With problems like this, I normally try to figure it out based on the set of possible answers. Multiple-choice answers very often contain the correct answer and various permutations of it, so the "consensus" answer is probably the correct one. Looking down the columns, we find the most common letter at each position is: LRCRPPDQO
, which happens to be answer 3. So it's probably 3, but it would be nice to find at least part of an encoding algorithm.
Note that STABILIZE
and JHXDJQSYA
have the same number of letters. So we presumably need only look for algorithms that compute a slot as a function of letters in the other slots, not fancy deletion/expansion stuff.
Next, let's look for repeated letters: I
occurs at positions 4 and 6 (counting from 0) in STABILIZE
but the repeats in JHXDJQSYA
occur at positions 0 and 4. Thus it's not merely a letter-by-letter translation. Furthermore it's not just translation and shuffling, since there are three S
s in RESPONSES
but no trio of identical letters in any of the possible answers. Thus, there is presumably an impact of either position or previous letter(s).
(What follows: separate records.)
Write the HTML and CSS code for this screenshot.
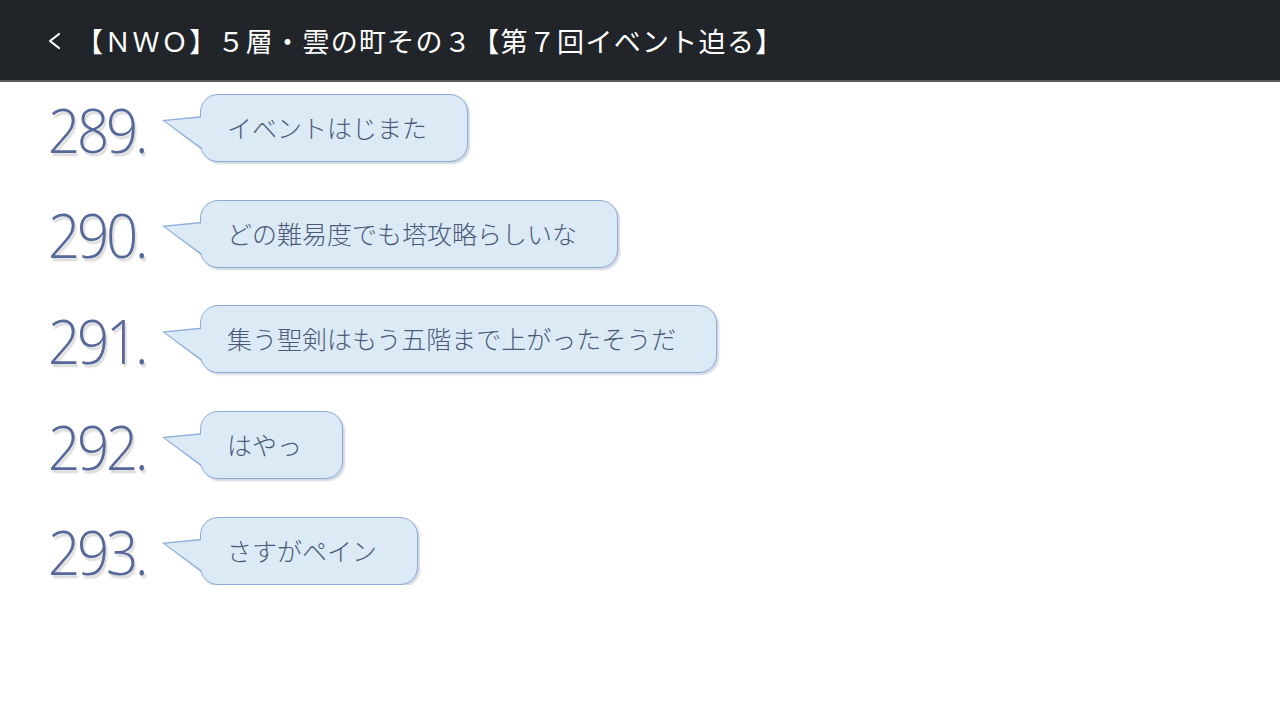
FILE: index.html
```html
<!DOCTYPE html>
<html lang="ja">
<head>
<meta charset="utf-8">
<title>スレッド</title>
<link rel="stylesheet" href="styles.css">
</head>
<body>
<header class="topbar">
  <svg class="back" width="16" height="20" viewBox="0 0 16 20"><path d="M13 3 L4 10 L13 17" fill="none" stroke="#ffffff" stroke-width="2.2" stroke-linecap="round" stroke-linejoin="round"/></svg>
  <h1 class="title">【ＮＷＯ】５層・雲の町その３【第７回イベント迫る】</h1>
</header>
<main class="posts">
  <div class="post">
    <div class="num">289.</div>
    <div class="tail"></div>
    <div class="bubble">イベントはじまた</div>
  </div>
  <div class="post">
    <div class="num">290.</div>
    <div class="tail"></div>
    <div class="bubble">どの難易度でも塔攻略らしいな</div>
  </div>
  <div class="post">
    <div class="num">291.</div>
    <div class="tail"></div>
    <div class="bubble">集う聖剣はもう五階まで上がったそうだ</div>
  </div>
  <div class="post">
    <div class="num">292.</div>
    <div class="tail"></div>
    <div class="bubble">はやっ</div>
  </div>
  <div class="post">
    <div class="num">293.</div>
    <div class="tail"></div>
    <div class="bubble">さすがペイン</div>
  </div>
</main>
</body>
</html>
```
FILE: styles.css
```css
html, body {
  margin: 0;
  padding: 0;
  background: #ffffff;
  font-family: "Noto Sans CJK JP", "Noto Sans", sans-serif;
}
.topbar {
  height: 80px;
  background: #212529;
  border-bottom: 2px solid #5b5e62;
  display: flex;
  align-items: center;
  padding-left: 46px;
  gap: 14px;
}
.back {
  flex: none;
  margin-top: 2px;
}
.title {
  margin: 0;
  color: #ffffff;
  font-size: 27px;
  font-weight: 400;
  letter-spacing: 1.3px;
  line-height: 1;
}
.posts {
  padding: 12px 0 0 48px;
  display: flex;
  flex-direction: column;
  gap: 37.7px;
}
.post {
  display: flex;
  align-items: center;
  height: 68px;
}
.num {
  width: 114px;
  flex: none;
  font-family: "Open Sans", "Noto Sans", sans-serif;
  font-weight: 300;
  font-size: 61px;
  letter-spacing: -3.5px;
  color: #56679a;
  text-shadow: 2px 3px 2px rgba(0, 0, 0, 0.16);
  line-height: 1;
  margin-top: 2px;
  transform: scaleX(0.925);
  transform-origin: left center;
}
.tail {
  position: relative;
  width: 38px;
  height: 68px;
  flex: none;
}
.tail::before {
  content: "";
  position: absolute;
  left: 0;
  top: 0;
  width: 40px;
  height: 68px;
  background: #8faedb;
  clip-path: polygon(0 26px, 40px 22px, 40px 56px);
}
.tail::after {
  content: "";
  position: absolute;
  left: 3px;
  top: 0;
  width: 40px;
  height: 68px;
  background: #dbeaf5;
  clip-path: polygon(0 27px, 37px 23.5px, 37px 54px);
  z-index: 2;
}
.bubble {
  position: relative;
  box-sizing: border-box;
  height: 68px;
  display: flex;
  align-items: center;
  padding: 0 40px 2px 26px;
  background: #dbeaf5;
  border: 1.5px solid #8eaad9;
  border-radius: 18px;
  box-shadow: 2px 2px 2px rgba(120, 140, 170, 0.35);
  color: #4c5a7a;
  font-size: 25px;
  font-weight: 300;
  white-space: nowrap;
}
```
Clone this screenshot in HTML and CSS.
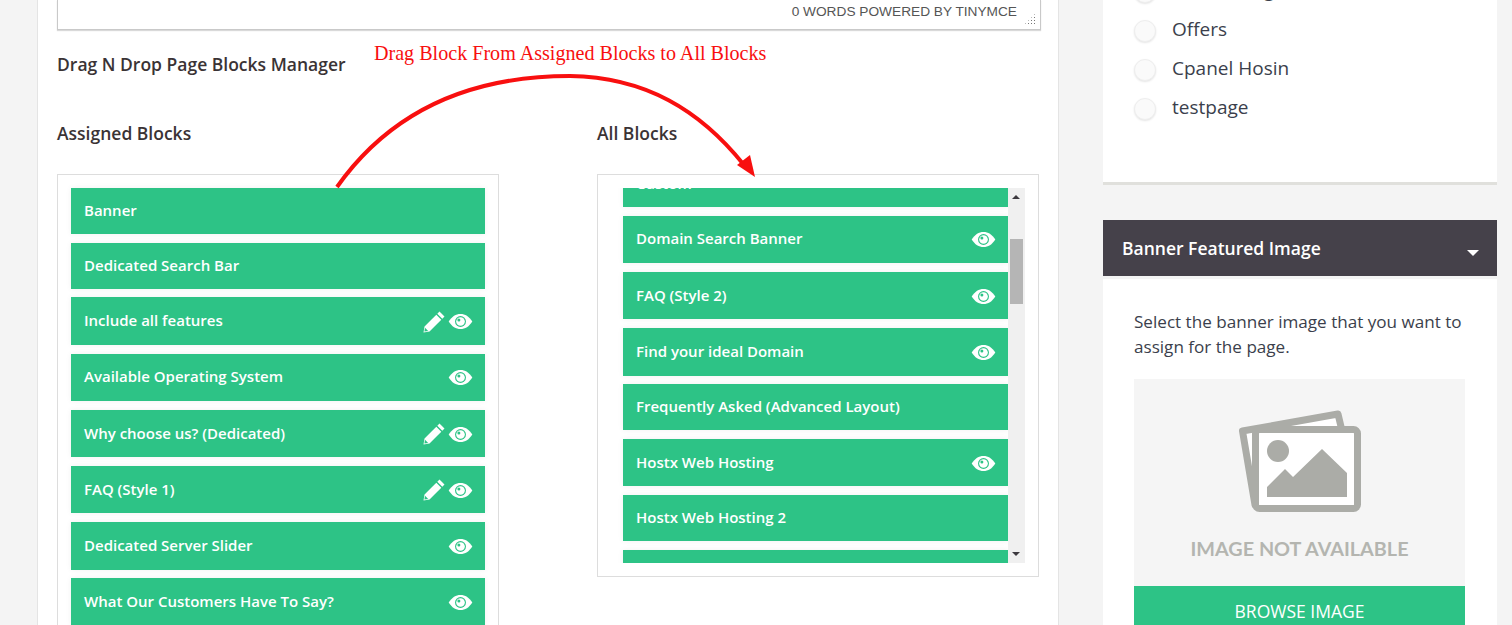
FILE: index.html

```html
<!DOCTYPE html>
<html lang="en">
<head>
    <meta charset="UTF-8">
    <title>Page Blocks Manager</title>
    <link rel="stylesheet" href="styles.css">
</head>
<body>
    <svg width="0" height="0" class="defs">
        <symbol id="eye" viewBox="0 0 26 18">
            <path d="M0.5 9C4 3.5 8 1 13 1s9 2.500 12.500 8C22 14.500 18 17 13 17S4 14.500 0.500 9z" fill="#fff"/>
            <circle cx="13" cy="9" r="5.800" fill="#2dc386"/>
            <circle cx="13" cy="9" r="4.600" fill="#fff"/>
            <circle cx="11.300" cy="7.300" r="1.600" fill="#2dc386"/>
        </symbol>
        <symbol id="pencil" viewBox="0 0 22 22">
            <path d="M16.500 0.500l5 5-2.200 2.200-5-5zM13.300 3.700l5 5L6.500 20.500 0.500 21.500l1-6z" fill="#fff"/>
            <path d="M2 16.800l3.200 3.200-3.800.6z" fill="#2dc386"/>
        </symbol>
    </svg>

    <div class="page">
        <div class="main">
            <div class="editor">
                <span class="editor-status">0 WORDS POWERED BY TINYMCE</span>
                <span class="grip"></span>
            </div>
            <h3 class="manager-title">Drag N Drop Page Blocks Manager</h3>
            <div class="columns">
                <div class="column">
                    <h4>Assigned Blocks</h4>
                    <div class="block-box">
                        <div class="block short">Banner</div>
                        <div class="block short">Dedicated Search Bar</div>
                        <div class="block">Include all features
                            <span class="icons"><svg class="pencil"><use href="#pencil"/></svg><svg class="eye"><use href="#eye"/></svg></span></div>
                        <div class="block">Available Operating System
                            <span class="icons"><svg class="eye"><use href="#eye"/></svg></span></div>
                        <div class="block">Why choose us? (Dedicated)
                            <span class="icons"><svg class="pencil"><use href="#pencil"/></svg><svg class="eye"><use href="#eye"/></svg></span></div>
                        <div class="block">FAQ (Style 1)
                            <span class="icons"><svg class="pencil"><use href="#pencil"/></svg><svg class="eye"><use href="#eye"/></svg></span></div>
                        <div class="block">Dedicated Server Slider
                            <span class="icons"><svg class="eye"><use href="#eye"/></svg></span></div>
                        <div class="block">What Our Customers Have To Say?
                            <span class="icons"><svg class="eye"><use href="#eye"/></svg></span></div>
                    </div>
                </div>
                <div class="column">
                    <h4>All Blocks</h4>
                    <div class="block-box all-box">
                        <div class="scroll-list">
                            <div class="block short first">Custom</div>
                            <div class="block">Domain Search Banner
                                <span class="icons"><svg class="eye"><use href="#eye"/></svg></span></div>
                            <div class="block">FAQ (Style 2)
                                <span class="icons"><svg class="eye"><use href="#eye"/></svg></span></div>
                            <div class="block">Find your ideal Domain
                                <span class="icons"><svg class="eye"><use href="#eye"/></svg></span></div>
                            <div class="block short">Frequently Asked (Advanced Layout)</div>
                            <div class="block">Hostx Web Hosting
                                <span class="icons"><svg class="eye"><use href="#eye"/></svg></span></div>
                            <div class="block short">Hostx Web Hosting 2</div>
                            <div class="block short"></div>
                        </div>
                        <div class="scrollbar">
                            <span class="arrow-up"></span>
                            <span class="thumb"></span>
                            <span class="arrow-down"></span>
                        </div>
                    </div>
                </div>
            </div>
        </div>

        <div class="sidebar">
            <div class="card pages-card">
                <ul class="radio-list">
                    <li><span class="radio"></span>Web Listing</li>
                    <li><span class="radio"></span>Offers</li>
                    <li><span class="radio"></span>Cpanel Hosin</li>
                    <li><span class="radio"></span>testpage</li>
                </ul>
            </div>
            <div class="card-head">Banner Featured Image <span class="caret"></span></div>
            <div class="card image-card">
                <p>Select the banner image that you want to assign for the page.</p>
                <div class="placeholder">
                    <svg class="photo" viewBox="0 0 130 112" width="130" height="112">
                        <path d="M7.500 26L103 9L108 30L20 100z" fill="#fff" stroke="#abaca7" stroke-width="7" stroke-linejoin="round"/>
                        <rect x="20.500" y="24.500" width="102" height="79" rx="4" fill="#fff" stroke="#abaca7" stroke-width="7"/>
                        <circle cx="43" cy="46" r="11" fill="#abaca7"/>
                        <path d="M32 92V82L50 64L58 72L87 44L112 68V92z" fill="#abaca7"/>
                    </svg>
                    <span class="no-image">IMAGE NOT AVAILABLE</span>
                </div>
                <div class="browse">BROWSE IMAGE</div>
            </div>
        </div>

        <div class="note">Drag Block From Assigned Blocks to All Blocks</div>
        <svg class="arrow" width="1512" height="625" viewBox="0 0 1512 625">
            <path d="M337 187C395 105 480 76 570 76C645 77 700 110 744 165" fill="none" stroke="#f80f0f" stroke-width="4"/>
            <path d="M755 177L737 165L750 155z" fill="#f80f0f"/>
        </svg>
    </div>
</body>
</html>
```

FILE: styles.css

```css
* {
    box-sizing: border-box;
}
html, body {
    margin: 0;
    height: 625px;
    overflow: hidden;
}
body {
    font-family: "Open Sans", Arial, sans-serif;
    background-color: #f4f4f4;
    color: #333;
}
.defs {
    display: block;
    position: absolute;
}
.page {
    display: flex;
    align-items: flex-start;
    padding-left: 37px;
    height: 625px;
    overflow: hidden;
}

/* left panel */
.main {
    width: 1022px;
    height: 625px;
    padding: 0 17px 0 19px;
    background: white;
    border-left: 1px solid #e4e4e4;
    border-right: 1px solid #e4e4e4;
}
.editor {
    display: flex;
    align-items: center;
    justify-content: flex-end;
    height: 30px;
    padding: 0 23px 6px 0;
    border: 1px solid #c9c9c9;
    border-top: none;
    box-shadow: 0 1px 1px rgba(0, 0, 0, 0.15);
    font-family: "Liberation Sans", Arial, sans-serif;
    font-size: 13.700px;
    color: #555;
    position: relative;
}
.grip {
    position: absolute;
    right: 4px;
    bottom: 4px;
    width: 12px;
    height: 12px;
    background-image: radial-gradient(circle, #777 1px, transparent 1px);
    background-size: 3px 3px;
    clip-path: polygon(100% 0, 100% 100%, 0 100%);
}
.manager-title {
    margin: 22px 0 0;
    font-size: 17.500px;
    line-height: 24px;
    font-weight: 600;
    color: #3a3335;
}
.columns {
    display: flex;
    gap: 98px;
    margin-top: 45px;
}
.column {
    width: 442px;
}
.column h4 {
    margin: 0 0 29px;
    font-size: 17.500px;
    line-height: 24px;
    font-weight: 600;
    color: #3a3335;
}
.block-box {
    padding: 13px;
    border: 1px solid #ddd;
}
.block {
    display: flex;
    align-items: center;
    justify-content: space-between;
    height: 47.500px;
    margin-bottom: 8.700px;
    padding: 0 12px 2px 13px;
    background-color: #2dc386;
    color: #fff;
    font-size: 15px;
    font-weight: 600;
    box-shadow: 0 0 6px rgba(0, 0, 0, 0.06);
}
.block.short {
    height: 46px;
}
.icons {
    display: flex;
    align-items: center;
    gap: 3px;
    margin-top: 3px;
    flex-shrink: 0;
}
.eye {
    width: 25px;
    height: 17px;
}
.pencil {
    width: 22px;
    height: 22px;
}

/* all blocks */
.all-box {
    display: flex;
    height: 403px;
}
.scroll-list {
    width: 397px;
    padding-left: 12px;
    height: 375px;
    overflow: hidden;
}
.all-box .block {
    width: 385px;
}
.all-box .first {
    margin-top: -27px;
}
.scrollbar {
    width: 17px;
    height: 375px;
    padding: 0 2px;
    display: flex;
    flex-direction: column;
    align-items: center;
    background: #f0f0f0;
    position: relative;
}
.arrow-up, .arrow-down {
    position: absolute;
    left: 4px;
    width: 0;
    height: 0;
    border-left: 4px solid transparent;
    border-right: 4px solid transparent;
}
.arrow-up {
    top: 7px;
    border-bottom: 4px solid #3d3a3f;
}
.arrow-down {
    bottom: 7px;
    border-top: 4px solid #3d3a3f;
}
.thumb {
    width: 13px;
    height: 65px;
    margin-top: 51px;
    background: #b5b5b5;
}

/* sidebar */
.sidebar {
    width: 394px;
    margin-left: 44px;
}
.card {
    background: white;
}
.pages-card {
    height: 185px;
    border-bottom: 3px solid #e0e0dc;
    overflow: hidden;
}
.radio-list {
    list-style: none;
    margin: -30px 0 0;
    padding: 0 0 0 31px;
}
.radio-list li {
    display: flex;
    align-items: center;
    gap: 16px;
    height: 39px;
    font-size: 19px;
    color: #3b3f4c;
}
.radio {
    width: 22px;
    height: 22px;
    margin-top: 4px;
    border-radius: 50%;
    background: #fafafa;
    border: 1px solid #eee;
    box-shadow: 0 1px 2px rgba(0, 0, 0, 0.1);
}
.card-head {
    display: flex;
    align-items: center;
    justify-content: space-between;
    height: 56px;
    margin-top: 35px;
    padding: 0 18px 0 19px;
    background-color: #45414a;
    color: #fff;
    font-size: 17.500px;
    font-weight: 600;
}
.caret {
    width: 0;
    height: 0;
    margin-top: 10px;
    border-left: 6px solid transparent;
    border-right: 6px solid transparent;
    border-top: 6px solid #fff;
}
.image-card {
    margin-top: 3px;
    padding: 30px 32px 0 31px;
}
.image-card p {
    margin: 0 0 20px;
    font-size: 17.100px;
    line-height: 25px;
    color: #3b3f4c;
}
.placeholder {
    display: flex;
    flex-direction: column;
    align-items: center;
    height: 207px;
    padding-top: 26px;
    background: #f5f5f5;
}
.no-image {
    margin-top: 19px;
    font-family: Lato, Arial, sans-serif;
    font-size: 19.800px;
    line-height: 24px;
    font-weight: 700;
    color: #b4b5b0;
}
.browse {
    height: 50px;
    padding-top: 13px;
    background-color: #2dc386;
    color: #fff;
    text-align: center;
    font-size: 17.500px;
    line-height: 24px;
}

/* annotation drawn over the screenshot */
.note {
    position: absolute;
    left: 374px;
    top: 41px;
    font-family: "Liberation Serif", "Times New Roman", serif;
    font-size: 20.100px;
    line-height: 24px;
    color: #f80f0f;
}
.arrow {
    position: absolute;
    left: 0;
    top: 0;
    pointer-events: none;
}
```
For our next hint, let's look at the answers. (2) is just RESPONSES
minus one at each location, and that's clearly not what is happening with STABILIZE
, so we can throw 2
out. Thus, RESPONSES
translates to something that looks like this: L_CRP____
.
Now we just brute force various operations on the letters and look for something to jump out. The first interesting pattern I found was if you sum the letters (A == 0
):
STABILIZE
JHXDJQSYA
+--------- (mod 26)
BAXERBAXE
This suggests that whatever factors influence the first four characters, it's the same on the last four (in the same order). So we have a pattern: if you go forward by 5, as many letters as you go up (down) in the original, you go the opposite in the encoded version. For example, 'J' + 'S' - 'L' == 'Q'
to get answer character 5 given 0 and the original 0 and 5. We take what we know, and get:
RESPONSES
L_CRPP_QO
And that leaves only two possible answers: (3) and (4). Do either obey the rule? We have R
and D
or Q
and D
; 'R' + 'E' - 'S' is 'D', so
it's #3:
LRCRPPDQO
just like we predicted from examining the structure of the answers. Why, exactly? I'm not sure. But we don't really need to know.
Just to check that we really are on the right track, let's sum our proposed answer:
RESPONSES
+LRCRPPDQO
--------- (mod 26)
CVUGDCVUG
And then if we look at the difference between these two answers:
C V U G
-B A X E
== == == ==
1 -5 -3 2
And if we look at the relevant pair of letters and sum them, then take the difference between the two words, we get:
'R' + 'N' - 'S' - 'L' = 1
'E' + 'S' - 'T' - 'I' = -5
'S' + 'E' - 'A' - 'Z' = -3
'P' + 'S' - 'B' - 'E' = 28 = 2 (mod 26)
So these values clearly arise from some predictable operations on the letters; the BAXERBAXE
values are not merely random as we can predict the CVUG
pattern from them.
We could guess that there is salt with values (6, 6, -2, -1, 1) and then the encoding formula is:
- First 4 letters: letter at index + letter at (index+5) + salt at index
- Central letter: letter + final salt value (i.e. 1)
- Last 4 letters: coded letter at (index - 5) + letter at (index - 5) + letter at index
This matches everything that is specified, though it's possible that the salt is intended to be the result of some other operation.